Today I spent the entire day emptying my main work email inbox of all its emails, many of which had lived there for years. Apparently it was last empty around when I got that email in early 2014. I had committed to someone that I would archive anything left in that account without reading it at 10:30 tonight, and thereby give up on getting to it. And I wanted to at least glance at things. The point of all this was to not have the ever-present sense of a giant backlog of things I am supposed to deal with, of which mounds of non-given-up-on emails are one piece. (Another option would be to just give up on everything that was ever pending, but I’m not quite up for it.)

I recorded the time and remaining email count in a spreadsheet as I went along, and watched the expected time to completion at the current rate, to see if it was before or after 10:30pm.

emails graph

It was pretty intense, because most of the time it looked borderline whether I would make it, and tearing through reading a plethora of different things in a race against time for about nine almost consecutive hours is a lot. Overall it was pretty interesting.

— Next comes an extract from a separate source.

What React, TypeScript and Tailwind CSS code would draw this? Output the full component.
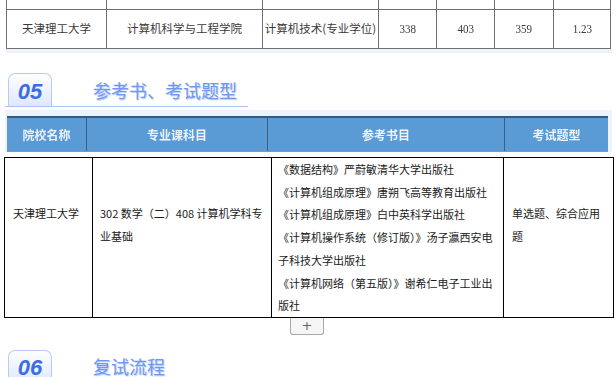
import React from 'react';

const cjk = "font-['Noto_Sans_CJK_SC','Noto_Sans',sans-serif]";

const topCells = [
  { text: '天津理工大学', num: false },
  { text: '计算机科学与工程学院', num: false },
  { text: '计算机技术(专业学位)', num: false },
  { text: '338', num: true },
  { text: '403', num: true },
  { text: '359', num: true },
  { text: '1.23', num: true },
];

const books = [
  '《数据结构》严蔚敏清华大学出版社',
  '《计算机组成原理》唐朔飞高等教育出版社',
  '《计算机组成原理》白中英科学出版社',
  '《计算机操作系统（修订版）》汤子瀛西安电子科技大学出版社',
  '《计算机网络（第五版）》谢希仁电子工业出版社',
];

const SectionTitle = ({ no, title, line }: { no: string; title: string; line?: boolean }) => (
  <div
    className={`ml-[5px] flex h-[34px] w-[243px] items-end ${line ? 'border-b border-[#aac4f4]' : ''}`}
  >
    <div className="ml-[3px] flex h-[33px] w-[44px] items-center justify-center rounded-t-[7px] border border-b-0 border-[#b7cbf6] bg-gradient-to-b from-white to-[#dde7fd] pt-[2px]">
      <span className="font-['Liberation_Sans',sans-serif] text-[22px] font-bold italic text-[#3d6de2]">{no}</span>
    </div>
    <span
      className={`${cjk} ml-[41px] self-center text-[18px] leading-[24px] text-[#6f98ee] [text-shadow:1px_1px_1px_#b5cbf7]`}
    >
      {title}
    </span>
  </div>
);

export default function App() {
  return (
    <div className="relative h-[377px] w-[616px] overflow-hidden bg-white">
      {/* previous table (screenshot) */}
      <div className="ml-[6px] grid w-[605px] grid-cols-[100px_156px_116px_58px_58px_59px_58px]">
        {topCells.map((c, i) => (
          <div key={i} className={`h-[49px] border-l border-[#6f6f6f] ${i === 6 ? 'border-r' : ''}`}>
            <div className="mt-[9px] flex h-[40px] items-center justify-center border-y border-[#6f6f6f]">
              <span
                className={
                  c.num
                    ? "font-['Liberation_Serif',serif] text-[13px] text-[#3a3a3a] [transform:scaleX(0.85)]"
                    : `${cjk} text-[11.5px] text-[#3a3a3a]`
                }
              >
                {c.text}
              </span>
            </div>
          </div>
        ))}
      </div>
      <div className="ml-[6px] h-[4px] w-[606px] bg-[#eef2f9]" />

      <div className="mt-[20px]">
        <SectionTitle no="05" title="参考书、考试题型" line />
      </div>

      {/* header band (screenshot) */}
      <div className="ml-[5px] mt-[3px] w-[607px] bg-[#eef3fb] px-[2px] pt-[6px]">
        <div className="grid h-[36px] w-[601px] grid-cols-[80px_181px_237px_103px] border-t-2 border-b border-t-[#3b5878] border-b-[#8797a8] bg-[#5b9bd5]">
          {['院校名称', '专业课科目', '参考书目', '考试题型'].map((h, i) => (
            <div
              key={h}
              className={`flex items-center justify-center ${i < 3 ? 'border-r border-[#3e5e80]' : ''}`}
            >
              <span className={`${cjk} text-[12px] font-bold text-[#eaf2fc] blur-[0.4px]`}>{h}</span>
            </div>
          ))}
        </div>
      </div>

      {/* main table */}
      <table className={`${cjk} ml-[4px] mt-[5px] w-[609px] table-fixed border-collapse text-[11px] text-[#1a1a1a]`}>
        <colgroup>
          <col className="w-[88px]" />
          <col className="w-[179px]" />
          <col className="w-[232px]" />
          <col className="w-[110px]" />
        </colgroup>
        <tbody>
          <tr>
            <td className="border border-black pl-[8px] pt-[44px] align-top leading-[23px]">天津理工大学</td>
            <td className="border border-black pl-[7px] pr-[6px] pt-[44px] align-top leading-[23px]">
              302 数学（二）408 计算机学科专业基础
            </td>
            <td className="border border-black pl-[6px] pr-[4px] align-top leading-[22.7px]">
              {books.map((b) => (
                <p key={b}>{b}</p>
              ))}
            </td>
            <td className="border border-black pl-[8px] pr-[6px] pt-[44px] align-top leading-[23px]">
              单选题、综合应用题
            </td>
          </tr>
        </tbody>
      </table>

      <div className="ml-[290px] flex h-[17px] w-[34px] items-center justify-center rounded-b-[3px] border border-t-0 border-[#a9a9a9] bg-[#f6f6f6] font-['DejaVu_Sans',sans-serif] text-[13px] text-[#666]">
        +
      </div>

      <div className="mt-[14px]">
        <SectionTitle no="06" title="复试流程" />
      </div>
    </div>
  );
}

Some miscellaneous things on this topic:

  • My sincere apologies to a large fraction of the people who have ever tried to email me.
  • It’s nice to go back and remember the flavors of the different times and the different sets of people who have been around. I look forward to the coming times when mingling with sets of people is back on.
  • I get a fair number of extremely strange emails, for some of which I have trouble constructing any plausible circumstance that might have prompted them.
  • It’s notable how quickly my brain categorizes emails as ‘crankish’ or not. You might think that this would require getting some of the content, but I think a lot of my view on the matter is formed by the time I’ve seen very surface features. Supposing I judge correctly (which seems true if I look at the content, but that could be prejudice), I wonder why there is this strong correlation between content and style.
  • It seems like people have very different norms for length when writing emails. It’s nice that some people think I have so much concentration, reading speed and spare time that I’m going to make it through any five page essay that someone I don’t know sends my way, but it’s not true. The chance for me reading a thing when I get it drops off fast, maybe reaching 50% at around two sentences, unless some good reason to read it has arisen by then. In the past, I mostly left it in my email at that point, for maybe several years, but going forward I think I’m going to try to just give up.
  • I’m not sure if it would have been better to read all these emails at the time. Probably yes, because it would have been good for me to actually respond to people. But this way might have been better experientially.